Het Nederlands Kamerkoor levert chefdirigent Peter Dijkstra plus enkele projectkoordirigenten. De beide optreedplekken zullen worden aangekleed met vlaggen en wimpels. De beleving van deelnemers en publiek zit in de combinatie van muziek, tekst, inhoud, beweging, en ook in de massaliteit van het geheel, dat burgers van allerlei achtergronden zich massaal verenigen rond één thema. Zoals eerder aangegeven gaat er een zekere activistische werking van The Public Domain uit.
RANDPROGRAMMA
Dit project ‘gaat’ over de rol van kunst bij actief burgerschap. Wat bindt ons? Hoe verhouden wij ons tot elkaar, en hoe kan muziek en samenzang helpen ons tot elkaar te verhouden? Dit thema wordt op verschillende manieren uitgediept.

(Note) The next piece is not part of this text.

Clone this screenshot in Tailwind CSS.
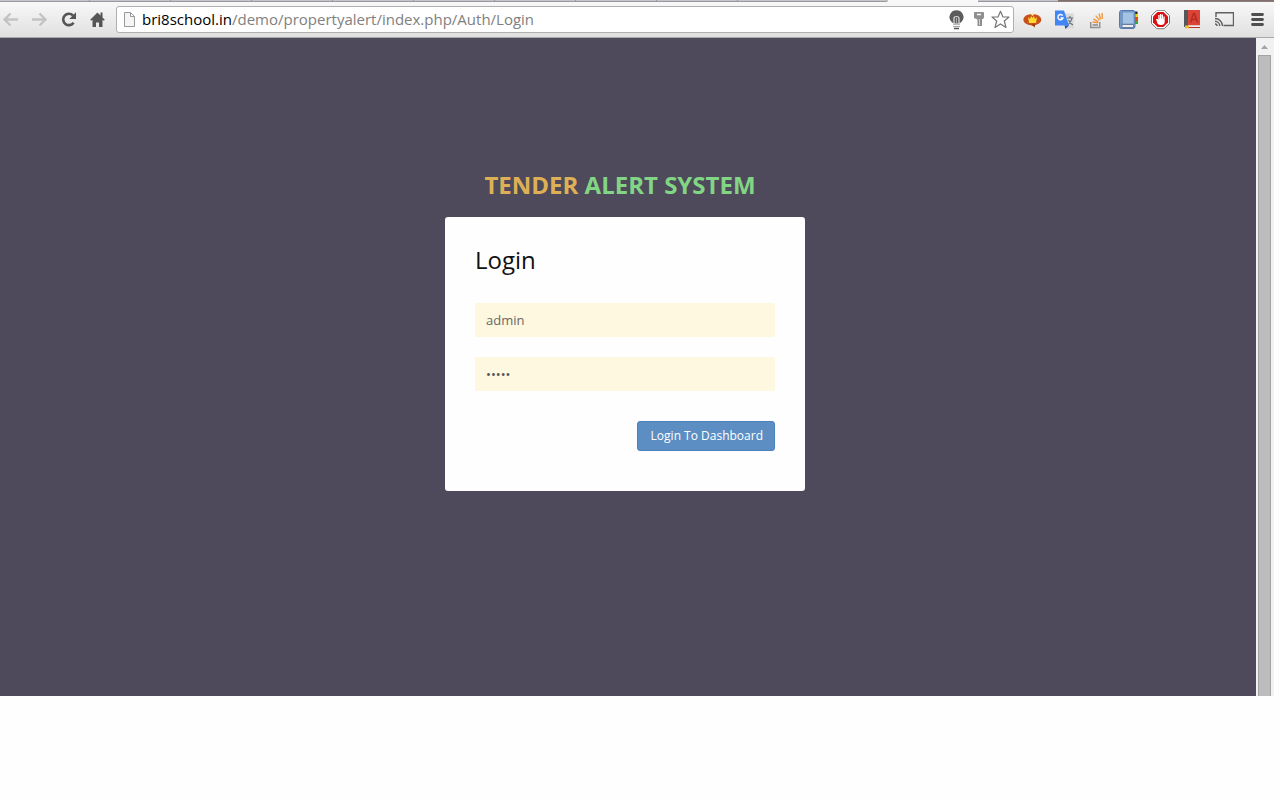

Koorbiënnale geeft opdracht voor een reeks artikelen over de ontwikkeling van koormuziek in de laatste 20 jaar (parallel aan 10 edities Koorbiënnale) en over de relatie kunst / actief burgerschap, belicht vanuit verschillende culturen. De artikelen verschijnen in complete vorm op de website van Koorbiënnale en het festivalboek en mogelijk in de verschillende media. In afgeslankte vorm wordt de content ook ingezet voor social media en zaal-programmabladen.
Daarnaast is The Public Domain in zichzelf al een verdiepend programma. Vanwege de grootse opzet zijn inleidingen hier niet aan de orde. De impact van het project zal via media en social media ook breder voelbaar gemaakt worden en stof bieden voor interviews, artikelen en radio uitzendingen.